When I was 14, my mom took me to the doctor to get my ears pierced. The doctor pierced my right ear. After that, I got into the fetal position, put my hands over both ears, and with tears streaming down my face, screamed that I didn’t want the left one pierced because the first one hurt so much. My mom made them do it anyway though—she said I would look like an idiot with only one ear pierced. (In all fairness, she was probably right.) A few months later, I took out both earrings and let the holes close up. And that was the end of that.
I don’t handle things that are painful well. Obviously. (It’s why I have trouble watching Smash now. Zing!) So tattoos were never an issue for me. However, 36 percent of adults currently have at least one tattoo. And that includes a big chunk of Gen Y. So, chances are that at least some of your leasing agents and other resident-facing employees have tattoos.
Have you adjusted your employee dress code to reflect this?
What do you require of your leasing agents? Do you only hire employees with no visible tattoos? A lot of the real estate industry is based on appearances—nice looking apartments, beautiful facilities, etc. And for Class A, luxury communities, the brand that owners might want to represent is a more classic, streamlined look which might extend beyond the actual property to how the employees present themselves to potential renters.
Of course, regardless of your specific dress code policy, you want your employees to be presentable. After all, they’re representing your company and the building and should look professional.

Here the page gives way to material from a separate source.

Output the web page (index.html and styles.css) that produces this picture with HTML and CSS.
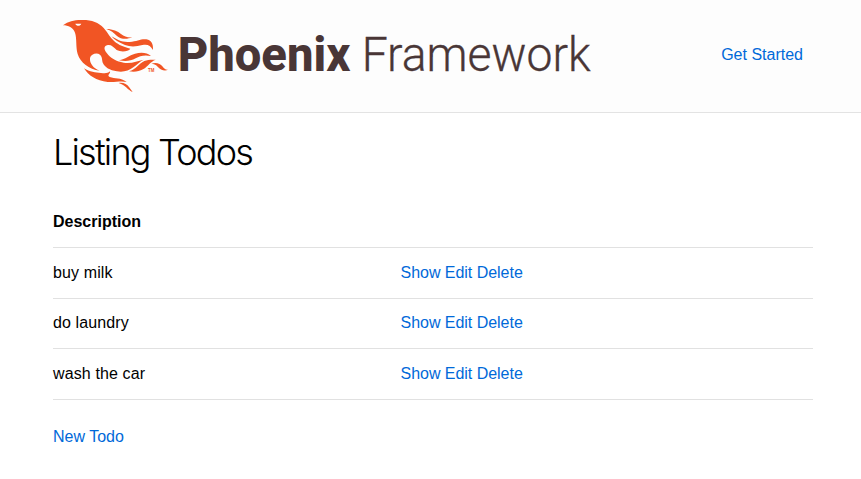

Maybe dress codes could be adjusted based on the type of community. For example, the employees at a seniors community in a very conservative area might have a stricter dress code than the employees at a student community near an artsy campus. Or, maybe the location should determine the dress code—Williamsburg, Brooklyn’s population, for example, might feel that tattoos are the norm.
Then again, are people even shocked by tattoos anymore? Maybe it’s a non-issue.
What is your dress code for your employees at your community?